Getting RuntimeError: element 0 of tensors does not require grad and does not have a grad_fn but the element 0 in my case is just a tensor of fixed float values that only needs to be subtracted from nn.Parameter and hence, does not need the grad_fn

h3li05 · December 2, 2019, 9:52am

Hey!
I’m trying to implement a text classification model that retrieves K batches from replay memory based on nearest neighbour approach(using a specific encoding of our test document that needs to be classified as key) and first trains on this batch to adjust to adjust its weight minimising log likelihood loss. However, an additional constraint is to be enforced which tries to minimise the euclidean distance between the original weight parameters and the newly trained parameters.
Hence, I’m trying to define a custom loss function to enforce the weight constraint: 58%20PM
where,
W contains weight parameters to be trained
˜W contains the base parameters
I’ve freezed the base network’s weights since they are not supposed to be changed

# base model weights
            self.base_weights = list(self.classifier.parameters())
            # # Freeze the base model weights
            for param in self.base_weights:
                param.requires_grad = False

And here is my local adaptation code:

# create a local copy of the classifier network
        adaptive_classifier = copy.deepcopy(self.classifier)
        optimizer = transformers.AdamW(
            adaptive_classifier.parameters(), lr=1e-3)
# Current model weights
        curr_weights = list(adaptive_classifier.parameters())
        # Train the adaptive classifier for L epochs with the rt_batch
        for _ in trange(self.L, desc='Local Adaptation'):

            # zero out the gradients
            optimizer.zero_grad()
            likelihood_loss, _ = adaptive_classifier(
                K_contents, attention_mask=K_attn_masks, labels=K_labels)

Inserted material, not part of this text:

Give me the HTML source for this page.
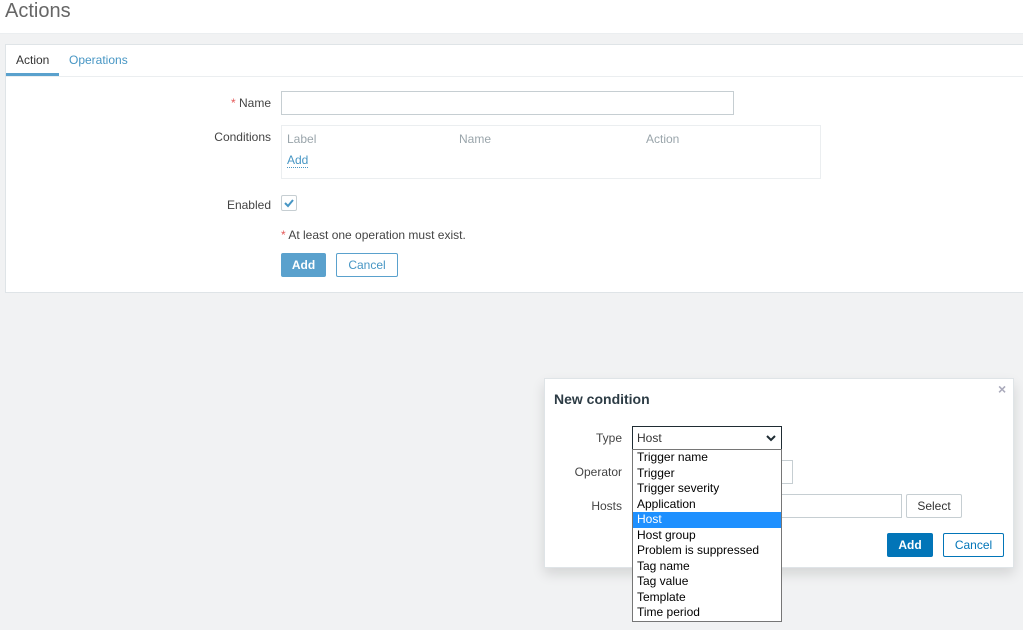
<!DOCTYPE html>
<html><head><style>
*{box-sizing:border-box;margin:0;padding:0}
body{width:1023px;height:630px;background:#f1f2f3;font-family:"Liberation Sans",Arial,sans-serif;font-size:12px;color:#333;position:relative;overflow:hidden}
.hdr{position:absolute;left:0;top:0;width:1023px;height:34px;background:#fff;border-bottom:1px solid #ebeef0}
.hdr h1{position:absolute;left:5px;top:0;font-size:20px;font-weight:normal;color:#666}
.panel{position:absolute;left:5px;top:44px;width:1020px;height:249px;background:#fff;border:1px solid #dfe4e7}
.tabs{height:32px;border-bottom:1px solid #ebeef0;position:relative}
.tab{position:absolute;top:8px;font-size:12px}
.a{position:absolute}
.lbl{position:absolute;text-align:right;width:120px;color:#444}
.btn{position:absolute;height:24px;border-radius:2px;font-size:12px;text-align:center;line-height:22px}
.dd div{height:15.5px;line-height:15px;padding-left:4px;font-size:12px;color:#000}
</style></head><body>
<div class="hdr"><h1>Actions</h1></div>
<div class="panel">
 <div class="tabs">
  <span class="tab" style="left:10px;color:#333">Action</span>
  <span class="tab" style="left:63px;color:#4796c4">Operations</span>
  <div class="a" style="left:0;top:28px;width:53px;height:3px;background:#5aa1cd"></div>
 </div>
</div>
<div class="lbl" style="left:151px;top:96px"><span style="color:#e45959">*</span> Name</div>
<div class="a" style="left:281px;top:91px;width:453px;height:24px;border:1px solid #c6ced2"></div>
<div class="lbl" style="left:151px;top:130px">Conditions</div>
<div class="a" style="left:281px;top:125px;width:540px;height:54px;border:1px solid #ebeef0"></div>
<div class="a" style="left:287px;top:132px;color:#9aa5ab">Label</div>
<div class="a" style="left:459px;top:132px;color:#9aa5ab">Name</div>
<div class="a" style="left:646px;top:132px;color:#9aa5ab">Action</div>
<div class="a" style="left:287px;top:153px;color:#4796c4;border-bottom:1px dotted #4796c4;line-height:14px">Add</div>
<div class="lbl" style="left:151px;top:198px">Enabled</div>
<div class="a" style="left:281px;top:195px;width:16px;height:16px;border:1px solid #c6ced2;border-radius:2px"><svg width="14" height="14" viewBox="0 0 14 14"><path d="M3 7l3 3 5-6" stroke="#4796c4" stroke-width="2" fill="none"/></svg></div>
<div class="a" style="left:281px;top:228px;color:#444"><span style="color:#e45959">*</span> At least one operation must exist.</div>
<div class="btn" style="left:281px;top:253px;width:45px;background:#5aa1cd;color:#fff;font-weight:bold;border:1px solid #5aa1cd">Add</div>
<div class="btn" style="left:336px;top:253px;width:62px;background:#fff;color:#4796c4;border:1px solid #5aa1cd">Cancel</div>

<div class="a" style="left:544px;top:378px;width:470px;height:190px;background:#fff;border:1px solid #dfe4e7;box-shadow:0 6px 12px rgba(0,0,0,.12)"></div>
<div class="a" style="left:554px;top:391px;font-size:14px;font-weight:bold;color:#2d3c45">New condition</div>
<div class="a" style="left:998px;top:381px;color:#aab;font-size:14px;font-weight:bold">×</div>
<div class="lbl" style="left:502px;top:431px">Type</div>
<div class="lbl" style="left:502px;top:465px">Operator</div>
<div class="lbl" style="left:502px;top:499px">Hosts</div>
<div class="a" style="left:780px;top:460px;width:13px;height:24px;border:1px solid #c6ced2;border-left:none"></div>
<div class="a" style="left:780px;top:494px;width:122px;height:24px;border:1px solid #c6ced2;border-left:none"></div>
<div class="btn" style="left:906px;top:494px;width:56px;border:1px solid #c6ced2;background:#fff;color:#333">Select</div>
<div class="btn" style="left:887px;top:533px;width:46px;background:#0275b8;color:#fff;font-weight:bold;border:1px solid #0275b8">Add</div>
<div class="btn" style="left:943px;top:533px;width:61px;background:#fff;color:#0275b8;border:1px solid #0275b8">Cancel</div>
<div class="a" style="left:632px;top:426px;width:150px;height:24px;border:1px solid #1f2c33;background:#fff;padding:4px 0 0 4px">Host
 <svg style="position:absolute;right:5px;top:8px" width="10" height="7" viewBox="0 0 10 7"><path d="M1 1l4 4 4-4" stroke="#1f2c33" stroke-width="2" fill="none"/></svg></div>
<div class="a dd" style="left:632px;top:449px;width:150px;height:173px;border:1px solid #767676;background:#fff;padding-top:0">
<div>Trigger name</div><div>Trigger</div><div>Trigger severity</div><div>Application</div>
<div style="background:#1e90ff;color:#fff">Host</div><div>Host group</div><div>Problem is suppressed</div>
<div>Tag name</div><div>Tag value</div><div>Template</div><div>Time period</div>
</div>
</body></html>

            diff = torch.Tensor([0]).cuda()
            # Iterate over base_weights and curr_weights and accumulate the euclidean norm
            # of their differences
            for base_param, curr_param in zip(self.base_weights, curr_weights):
                diff += (base_param-curr_param).pow(2).sum()
            # Total loss due to log likelihood and weight restraint
            diff_loss = 0.001*diff.sqrt()
            diff_loss.backward()
            likelihood_loss.backward()
            optimizer.step()

But when I try to run the code, I get the error
RuntimeError: element 0 of tensors does not require grad and does not have a grad_fn
I freezed the base_weights because I got RuntimeError: Cuda Out of Memory when they had not been. I suppose the weights were being tracked causing the above mentioned error.
Can anyone please point out the flaws in my implementation?
Or please suggest a more efficient implementation.
Any help would be highly appreciated.
Thanks in advance

albanD · December 2, 2019, 3:41pm

Hi,

Few things:

You can replace this to be more efficient:

diff_loss.backward()
likelihood_loss.backward()

by

(diff_loss + likelihood_loss).backward()

When you do list(foo.parameters()), you get a reference to the weights. So if you change them to not require gradients, then you basically change all your weights in your network not to require gradients. You can add .clone().detach() if you want to get a different Tensor that does not require gradients.

h3li05 · December 13, 2019, 12:09pm

Thanks.
I thought that model.parameters() returned a copy of weights.
I solved the issue by creating an empty base_weights list and appended the individual parameter weight data. However, your method seems more compact and wouldn’t require the cuda() method to be called on the weights

  # base model weights
    self.base_weights = list()
    for param in self.classifier.parameters():
        self.base_weights.append(param.data.cuda())

albanD · December 13, 2019, 2:59pm

Small detail: You should not do param.data.cuda() but param.detach().cuda(). As .data should not be used anymore.